Старик схватил бутылку с тростниковой водкой, сделал большой глоток и, повалившись ничком на мешки с мукою, тут же заснул, все еще бормоча что-то насчет этой проклятой страны, где с деревьями нет никакого сладу.
– Слов нет, они и впрямь были достойными сынами Франции, – заметил Огар. – Беда их в том, что они пережили свое время. Они точно люди с другой планеты.
И Эстебан подумал о том, какая все-таки нелепость, что в Гвиане одновременно оказались и жители Акадии, убежденные в немеркнущем величии королевского режима, который был им знаком только по парадам, знаменам, портретам, эмблемам, и другие люди, которым все слабости и пороки этого режима были так хорошо известны, что они посвятили всю жизнь его ниспровержению. Мученики, ставшие жертвой своей полной неосведомленности, не в состоянии были понять мучеников, ставших жертвою слишком большой осведомленности. Тем, кто никогда не видел трона, он представлялся величественным и монументальным. Те же, у кого он все время был перед глазами, отлично различали все трещины и темные пятна на нем…
– Любопытно, что думают о боге ангелы? – сказал Эстебан, и вопрос его, должно быть, показался Огару верхом нелепости.
– Что он – напыщенный глупец, – смеясь, ответил владелец гостиницы, – хотя Колло д'Эрбуа в последние дни своей жизни не раз взывал к нему о помощи.
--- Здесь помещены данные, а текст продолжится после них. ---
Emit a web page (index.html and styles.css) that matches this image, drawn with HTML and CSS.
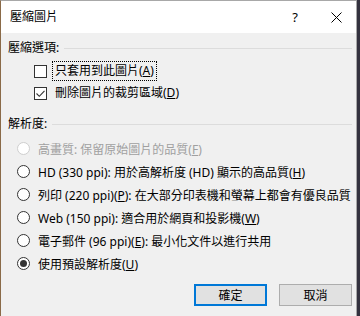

Так Эстебан узнал о печальном конце вдохновителя лионских расстрелов. По прибытии в Кайенну он был вместе с Бийо устроен при лазарете, которым ведали монахини, и по роковой случайности попал в каморку, именовавшуюся «палатой Людовика Святого», – надо помнить, что именно Колло д'Эрбуа требовал немедленного, безотлагательного осуждения последнего из Людовиков. С самого начала он предался безудержному пьянству, не вылезал из кабаков и писал на клочках бумаги бессвязные воспоминания, которые, по его словам, должны были воссоздать правдивую историю революции. Напившись, он горько оплакивал свою злосчастную судьбу и жаловался на полное одиночество в этом аду; старый комедиант сопровождал свои сетования такими патетическими жестами и воплями, что суровый Бийо выходил из себя.
– Ты не на сцене! – кричал он Колло. – Сохраняй, по крайней мере, достоинство, говори себе, как это делаю я, что ты выполнил свой долг.
Волны термидорианской реакции постепенно докатились до Гвианы, и местные негры прониклись враждою к бывшим членам Комитета общественного спасения. И когда те появлялись на улице, их осыпали насмешками и оскорблениями.
– Если бы мне пришлось все начать сызнова, – ворчал сквозь зубы Бийо, – я бы вряд ли даровал свободу людям, которые даже не понимают, какой ценой она достигается; я отменил бы декрет от шестнадцатого плювиоза второго года Республики.